Melinda, the Pete McCormack article was good.
Alise, I appreciate you opening up about how you feel. I've been thinking about what you said. So, it isn't whether the points I made in my post are true, for I believe they are true. Differences are in matter of degrees. It's about whether we find them ethical. Even if we find taking a calf's milk or killing a cow prematurely unethical, we must be choosing to ignore our ethics, since we, society, sanction these practices.
I spent time on a dairy farm in upstate Pennsylvania when I was young.
Back to degrees...
I'm not sure what degree I would find ethical to obtain milk. It would have to include ... Not artificially inseminating, not preventing a calf from suckling and bonding, not feeding a cow an unnatural diet and chemicals to have it produce more. There is a more ethical way at least, but it would result in a lot less milk.

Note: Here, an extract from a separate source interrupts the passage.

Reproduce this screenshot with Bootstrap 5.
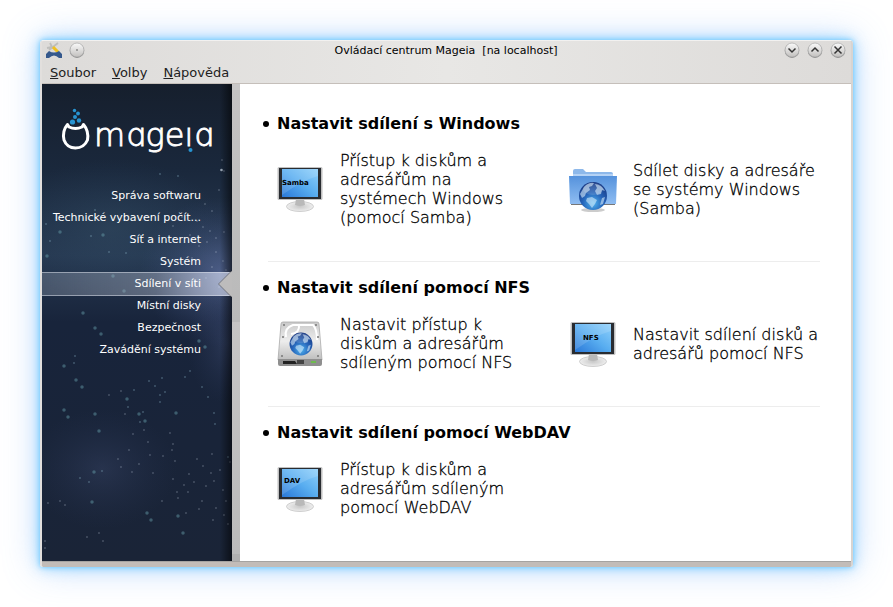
<!DOCTYPE html>
<html lang="cs">
<head>
<meta charset="utf-8">
<meta name="viewport" content="width=device-width, initial-scale=1">
<title>Ovládací centrum Mageia</title>
<link rel="stylesheet" href="https://cdn.jsdelivr.net/npm/bootstrap@5.3.0/dist/css/bootstrap.min.css">
<style>
  body { font-family: "DejaVu Sans", sans-serif; padding: 40px; color: #000; background: #fff; }
  .app-window { border-radius: 4px 4px 3px 3px; border: solid; border-width: 1px 2px 0;
    border-color: #f2f1f0 #d8d4d1 #c2bcb8 #e2dfdd;
    background: linear-gradient(#dddbd9, #e3e1df 43px, #c2bcb8);
    box-shadow: 0 0 5px #6ccaff, 0 0 14px rgba(100,195,255,.7), 0 0 36px rgba(110,170,250,.45); }
  .title-bar { height: 21px; font-size: 11px; line-height: 20px; padding: 0 5px 2px 4px; background: linear-gradient(90deg, #dddbd9, #e8e7e5 50%, #dddbd9); border-radius: 3px 3px 0 0; }
  .title-tools { width: 80px; gap: 7px; }
  .round-btn { width: 16px; height: 17px; border: 0; background: none; }
  .menu-bar { height: 22px; gap: 16px; padding: 0 8px; font-size: 13px; line-height: 20px; background: linear-gradient(90deg, #dddbd9, #e8e7e5 50%, #dddbd9); border-bottom: 1px solid #c5bfba; }
  .menu-bar button { color: #222; background: none; }
  .side-pane { width: 190px; background: #18233a; overflow: hidden; }
  .sky { z-index: 0; }
  .side-menu { padding-top: 17px; font-size: 11px; line-height: 22px; }
  .side-menu a { height: 22px; color: #fff; padding-right: 31px; }
  .side-menu a.current { height: 24px; margin: -1px 0; line-height: 22px; border: solid rgba(225,230,240,.5); border-width: 1px 0;
    background: linear-gradient(90deg, rgba(190,200,215,.25), rgba(170,178,195,.45) 60%, rgba(215,222,245,.7)); }
  .pointer { right: 0; top: -2px; }
  .logo-word { font-family: "DejaVu Sans Light", "DejaVu Sans", sans-serif; font-weight: 200; font-size: 32px; }
  .strip { width: 8px; background: linear-gradient(#c9c8c8 0 6px, #c3c2c2 6px, #bababa 238px, #c6c5c5 238px, #bababa 470px, #b0b0b0 470px); }
  .main-pane { padding: 13px 31px 0 28px; }
  .tool-group { padding: 17px 0 34px; }
  .tool-group + .tool-group { border-top: 1px solid #ededed; padding-top: 16px; }
  .tool-group h2 { font-size: 16px; line-height: 20px; font-weight: 700; margin: 0 0 17px -5px; gap: 8px; }
  .bullet { width: 6px; height: 6px; background: #000; }
  .tool-grid { display: grid; grid-template-columns: 1fr 1fr; column-gap: 42px; padding-left: 8px; }
  .tool-link { gap: 16px; color: #000; font-family: "DejaVu Sans Light", "DejaVu Sans", sans-serif; font-weight: 200; font-size: 16px; line-height: 19px; -webkit-text-stroke: .3px #000; }
  .tool-link svg { -webkit-text-stroke: 0; }
  .screen-label { font: 700 7px "DejaVu Sans", sans-serif; }
  .status-edge { height: 6px; background: #c2bcb8; border-top: 1px solid #a5a3a1; border-radius: 0 0 3px 3px; }
</style>
<script src="https://cdn.jsdelivr.net/npm/bootstrap@5.3.0/dist/js/bootstrap.bundle.min.js"></script>
</head>
<body class="min-vh-100 d-flex flex-column">
<svg width="0" height="0" class="position-absolute" aria-hidden="true">
  <defs>
    <linearGradient id="btn" x2="0" y2="1"><stop stop-color="#fafafa"/><stop offset="1" stop-color="#c2c0be"/></linearGradient>
    <linearGradient id="scr" x1="1" y1="0" x2="0" y2="1"><stop stop-color="#8fd0fb"/><stop offset=".5" stop-color="#58adf0"/><stop offset="1" stop-color="#2a78d8"/></linearGradient>
    <linearGradient id="fold" x2="0" y2="1"><stop stop-color="#5592dc"/><stop offset="1" stop-color="#8fbdf2"/></linearGradient>
    <linearGradient id="metal" x2="0" y2="1"><stop stop-color="#c9c9c9"/><stop offset=".5" stop-color="#ededed"/><stop offset="1" stop-color="#bdbdbd"/></linearGradient>
    <radialGradient id="ball" cx=".5" cy=".75" r=".75"><stop stop-color="#4fb3f0"/><stop offset=".5" stop-color="#2563b8"/><stop offset="1" stop-color="#17357f"/></radialGradient>
    <radialGradient id="foot"><stop stop-color="#c8c8c8"/><stop offset="1" stop-color="#eeeeee"/></radialGradient>
    <g id="monitor">
      <ellipse cx="24" cy="41.500" rx="13.500" ry="5" fill="url(#foot)" stroke="#c4c4c4" stroke-width=".8"/>
      <path d="M20 34h8l1 6q-5 2-10 0z" fill="#b9b9b9"/>
      <rect x="1.500" y="2" width="45" height="33" rx="1.500" fill="#c0c0c0"/>
      <rect x="3" y="3" width="42" height="31" fill="#292c31"/>
      <rect x="6" y="4" width="36" height="28" fill="url(#scr)"/>
      <path d="M42 4v7Q27 15 6 30V4z" fill="#fff" opacity=".14"/>
    </g>
    <g id="earth">
      <circle r="14" fill="url(#ball)"/>
      <path d="M-9-9Q-4-14 1-13L-1-10-4-9-3-6-7-3-8 0-11 2-13-2zM2-12Q9-11 12-5L9-6 8-2 4-1 2-5 4-8zM-6 2L-1 1 4 4 2 8-1 12-4 8-7 5zM9 2l3-1-2 7-3 1z" fill="#d5ebfa" opacity=".6"/>
      <ellipse cy="-7" rx="10" ry="6" fill="#fff" opacity=".14"/>
    </g>
    <g id="round">
      <circle cx="8" cy="8.700" r="7.200" fill="#8a8a8a"/>
      <circle cx="8" cy="8" r="7" fill="url(#btn)" stroke="#aaa" stroke-width=".7"/>
    </g>
  </defs>
</svg>

<div class="app-window flex-grow-1 d-flex flex-column">
  <header class="title-bar d-flex align-items-center justify-content-between">
    <div class="title-tools d-flex align-items-center">
      <svg width="16" height="17" viewBox="0 0 16 17" aria-hidden="true"><path d="M4 1l2 4 5 4M12 1L3 8M1 6l5-1" stroke="#bdbdbb" stroke-width="1.800" fill="none"/><path d="M7 5l5 5" stroke="#f0c020" stroke-width="3"/><path d="M0 16v-4l3-3q5 3 10 0l3 3v4h-3q-5-5-10 0z" fill="#35588c"/></svg>
      <button class="round-btn p-0 d-flex" aria-label="Nabídka okna"><svg width="16" height="17"><use href="#round"/><circle cx="8" cy="8" r=".7" fill="#333"/></svg></button>
    </div>
    <div class="text-nowrap">Ovládací centrum Mageia&nbsp; [na localhost]</div>
    <div class="title-tools d-flex justify-content-end">
      <button class="round-btn p-0 d-flex" aria-label="Minimalizovat"><svg width="16" height="17"><use href="#round"/><path d="M4.500 6.500L8 10l3.500-3.500" fill="none" stroke="#333" stroke-width="1.500"/></svg></button>
      <button class="round-btn p-0 d-flex" aria-label="Maximalizovat"><svg width="16" height="17"><use href="#round"/><path d="M4.500 9.500L8 6l3.500 3.500" fill="none" stroke="#333" stroke-width="1.500"/></svg></button>
      <button class="round-btn p-0 d-flex" aria-label="Zavřít"><svg width="16" height="17"><use href="#round"/><path d="M4.500 4.500l7 7m0-7l-7 7" fill="none" stroke="#333" stroke-width="1.500"/></svg></button>
    </div>
  </header>
  <nav class="menu-bar d-flex" aria-label="Hlavní nabídka">
    <button class="border-0 p-0"><u>S</u>oubor</button>
    <button class="border-0 p-0"><u>V</u>olby</button>
    <button class="border-0 p-0"><u>N</u>ápověda</button>
  </nav>

  <div class="flex-grow-1 d-flex">
    <aside class="side-pane flex-shrink-0 position-relative">
      <svg class="sky position-absolute top-0 start-0 w-100 h-100" viewBox="0 0 190 477" preserveAspectRatio="none" aria-hidden="true">
        <defs>
          <linearGradient id="night" x2="0" y2="1"><stop stop-color="#161f2d"/><stop offset=".18" stop-color="#1a283c"/><stop offset=".36" stop-color="#263850"/><stop offset=".5" stop-color="#18243b"/><stop offset="1" stop-color="#1a2437"/></linearGradient>
          <radialGradient id="haze"><stop stop-color="#6d7eb5" stop-opacity=".55"/><stop offset="1" stop-color="#405080" stop-opacity="0"/></radialGradient>
          <radialGradient id="mist"><stop stop-color="#3a5870" stop-opacity=".35"/><stop offset="1" stop-color="#305070" stop-opacity="0"/></radialGradient>
          <linearGradient id="edge"><stop stop-color="#000" stop-opacity="0"/><stop offset="1" stop-color="#000" stop-opacity=".55"/></linearGradient>
        </defs>
        <rect width="190" height="477" fill="url(#night)"/>
        <ellipse cx="178" cy="188" rx="80" ry="75" fill="url(#haze)"/>
        <ellipse cx="70" cy="145" rx="110" ry="70" fill="url(#mist)"/>
        <ellipse cx="60" cy="385" rx="75" ry="60" fill="url(#haze)" opacity=".3"/>
        <ellipse cx="185" cy="260" rx="40" ry="60" fill="url(#haze)" opacity=".4"/>
        <g fill="none" stroke-linecap="round">
          <path stroke="#6aa3b0" stroke-opacity=".45" stroke-width="3.500" d="M18 148h0M61 151h0M71 192h0M82 207h0M41 229h0M53 244h0M59 250h0M22 282h0M34 296h0M40 303h0M157 257h0M163 263h0M57 347h0M52 388h0M50 418h0M141 449h0M85 315h0M97 330h0M103 337h0M134 329h0M22 326h0M26 333h0M53 330h0M105 429h0M109 436h0M136 432h0M5 172h0"/>
          <path stroke="#8fb8cb" stroke-opacity=".35" stroke-width="2" d="M118 90h0M136 92h0M53 126h0M67 168h0M84 169h0M8 157h0M49 152h0M33 272h0M107 297h0M120 294h0M118 311h0M113 302h0M123 308h0M118 318h0M86 323h0M98 338h0M101 328h0M160 303h0M148 287h0M173 340h0M186 373h0M172 329h0M166 313h0M47 398h0M38 394h0M60 387h0M4 140h0M143 293h0M32 279h0M92 306h0"/>
          <path stroke="#cbd8e8" stroke-opacity=".5" stroke-width="1.400" d="M180 76h0M182 87h0M177 106h0M163 120h0M170 127h0M155 137h0M161 143h0M168 147h0M148 151h0M174 154h0M182 148h0M165 158h0M157 162h0M174 168h0M181 177h0M170 183h0M184 186h0M164 194h0M150 174h0M177 203h0M87 366h0M91 350h0M106 358h0M108 371h0M121 372h0M130 366h0M133 377h0M97 380h0M111 389h0M131 395h0M142 401h0M147 390h0M146 408h0M136 414h0M160 417h0M164 402h0M170 370h0M178 386h0M169 389h0M181 406h0M184 417h0M174 424h0M120 417h0M157 425h0M144 429h0M171 436h0M182 431h0M135 408h0M152 398h0M79 383h0M90 388h0M76 375h0M102 346h0M131 360h0M128 349h0M155 375h0M161 382h0M172 397h0M188 378h0M186 440h0M18 417h0M23 421h0M6 419h0M57 449h0M61 457h0M45 453h0M3 457h0M3 464h0M147 111h0M140 133h0M131 142h0M83 330h0M67 311h0M79 307h0"/>
          <path stroke="#d6e2ee" stroke-opacity=".7" stroke-width="2.600" d="M179.500 86h0"/>
        </g>
        <rect x="178" width="12" height="477" fill="url(#edge)"/>
      </svg>
      <div class="position-relative">
        <svg class="d-block" width="190" height="84" viewBox="0 0 190 84" role="img" aria-label="mageia">
          <path d="M25.500 40.500Q20 47 22 56 25 64 33.500 64 42 64 45.500 56 47 47 41.500 40.500L40 43Q33.500 46 27 43z" fill="none" stroke="#fff" stroke-width="3" stroke-linejoin="round"/>
          <g fill="#2794d2"><circle cx="32.500" cy="26.500" r="1.700"/><circle cx="36" cy="29.500" r="1.900"/><circle cx="33" cy="33" r="2"/><circle cx="30.500" cy="38" r="2.600"/><circle cx="37" cy="36.500" r="2.200"/><circle cx="148.500" cy="66" r="2"/></g>
          <text x="52" y="62" class="logo-word" fill="#fff" stroke="#fff" stroke-width=".9">mɑgeıɑ</text>
        </svg>
        <nav class="side-menu d-flex flex-column text-end text-nowrap" aria-label="Kategorie">
          <a class="text-decoration-none" href="#">Správa softwaru</a>
          <a class="text-decoration-none" href="#">Technické vybavení počít...</a>
          <a class="text-decoration-none" href="#">Síť a internet</a>
          <a class="text-decoration-none" href="#">Systém</a>
          <a class="text-decoration-none current position-relative" href="#" aria-current="page">Sdílení v síti<svg class="pointer position-absolute" width="15" height="26" viewBox="0 0 15 26" aria-hidden="true"><path d="M15-1L1 13l14 14" fill="#555" opacity=".6"/><path d="M15 0L2 13l13 13z" fill="#bdbcbc"/></svg></a>
          <a class="text-decoration-none" href="#">Místní disky</a>
          <a class="text-decoration-none" href="#">Bezpečnost</a>
          <a class="text-decoration-none" href="#">Zavádění systému</a>
        </nav>
      </div>
    </aside>
    <div class="strip flex-shrink-0"></div>

    <main class="main-pane flex-grow-1 bg-white">
      <section class="tool-group">
        <h2 class="d-flex align-items-center"><span class="bullet rounded-circle"></span>Nastavit sdílení s Windows</h2>
        <div class="tool-grid">
          <a href="#" class="tool-link d-flex align-items-center text-decoration-none">
            <svg class="flex-shrink-0" width="48" height="48" aria-hidden="true"><use href="#monitor"/><text class="screen-label" x="6" y="20">Samba</text></svg>
            <span>Přístup k diskům a adresářům na systémech Windows (pomocí Samba)</span></a>
          <a href="#" class="tool-link d-flex align-items-center text-decoration-none">
            <svg class="flex-shrink-0" width="48" height="48" aria-hidden="true"><ellipse cx="24" cy="45" rx="12" ry="2" fill="#ccc"/><path d="M4 14V6q0-2 2-2h8l3 3h25q2 0 2 2v5z" fill="#8db8ea"/><path d="M4 9h40v4H4z" fill="#b4d2f5"/><path d="M2 38h44v2H2z" fill="#777"/><path d="M0 11h48l-1 28H1z" fill="url(#fold)"/><use href="#earth" x="24" y="31"/></svg>
            <span>Sdílet disky a adresáře se systémy Windows (Samba)</span></a>
        </div>
      </section>
      <section class="tool-group">
        <h2 class="d-flex align-items-center"><span class="bullet rounded-circle"></span>Nastavit sdílení pomocí NFS</h2>
        <div class="tool-grid">
          <a href="#" class="tool-link d-flex align-items-center text-decoration-none">
            <svg class="flex-shrink-0" width="48" height="48" aria-hidden="true"><path d="M7 2h34q2 0 2 2l3 36H2L5 4q0-2 2-2z" fill="url(#metal)" stroke="#aaa" stroke-width=".8"/><path d="M10 17Q8 8 17 5h20q4 4 4 15M15 14q9-1 8-10" fill="none" stroke="#fff" stroke-width="2"/><path d="M2 39h44v5q0 2-2 2H4q-2 0-2-2z" fill="#8f8f8f"/><path d="M7 41h12l2 3H7z" fill="#222"/><path d="M21 40h7v4h-7z" fill="#444"/><path d="M35 42h5" stroke="#62ca38" stroke-width="1.500"/><g fill="#777"><circle cx="8" cy="5" r="1"/><circle cx="40" cy="5" r="1"/><circle cx="7" cy="17" r="1"/><circle cx="42" cy="17" r="1"/><circle cx="6" cy="36" r="1"/><circle cx="42" cy="36" r="1"/></g><use href="#earth" transform="translate(25 24) scale(.82)"/></svg>
            <span>Nastavit přístup k diskům a adresářům sdíleným pomocí NFS</span></a>
          <a href="#" class="tool-link d-flex align-items-center text-decoration-none">
            <svg class="flex-shrink-0" width="48" height="48" aria-hidden="true"><use href="#monitor"/><text class="screen-label" x="14" y="20">NFS</text></svg>
            <span>Nastavit sdílení disků a adresářů pomocí NFS</span></a>
        </div>
      </section>
      <section class="tool-group pb-0">
        <h2 class="d-flex align-items-center"><span class="bullet rounded-circle"></span>Nastavit sdílení pomocí WebDAV</h2>
        <div class="tool-grid">
          <a href="#" class="tool-link d-flex align-items-center text-decoration-none">
            <svg class="flex-shrink-0" width="48" height="48" aria-hidden="true"><use href="#monitor"/><text class="screen-label" x="8" y="18">DAV</text></svg>
            <span>Přístup k diskům a adresářům sdíleným pomocí WebDAV</span></a>
        </div>
      </section>
    </main>
  </div>
  <div class="status-edge"></div>
</div>
</body>
</html>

I admire your more ethical way of farming.
A relevant article in yesterday's WSJ: http://online.wsj.com/article/SB10001424052748703791904576075790255426176.html.
For me the question is deciding if milk alternatives, such as those discussed in the WSJ article, provide the same or better nutrients than traditional cow's milk.
If I was convinced that growing almonds and making them into milk didn't hurt the environment, the people around those farms, and I continued to get the same level of nutrients that I currently get from a cow's milk, then I would consider changing my behavior.
@ Dr Mel:
this comment comes a little late (I stumbled on this article whilst googling the ethics of cheese). I too miss the mouth-feel of aged cheese dreadfully, but I find that natto (Japanese-style fermented soy beans) takes some edge off that craving.
Speaking of natto, I can't find it anywhere. Still looking...
Although, I've developed this weird habit of slicing off a piece of tempeh from the fridge, sprinkling it with salt, and eating it cold, like cheese.
Thanks, Anonymous, for the tip re natto. If I can find it, I'll give it a try!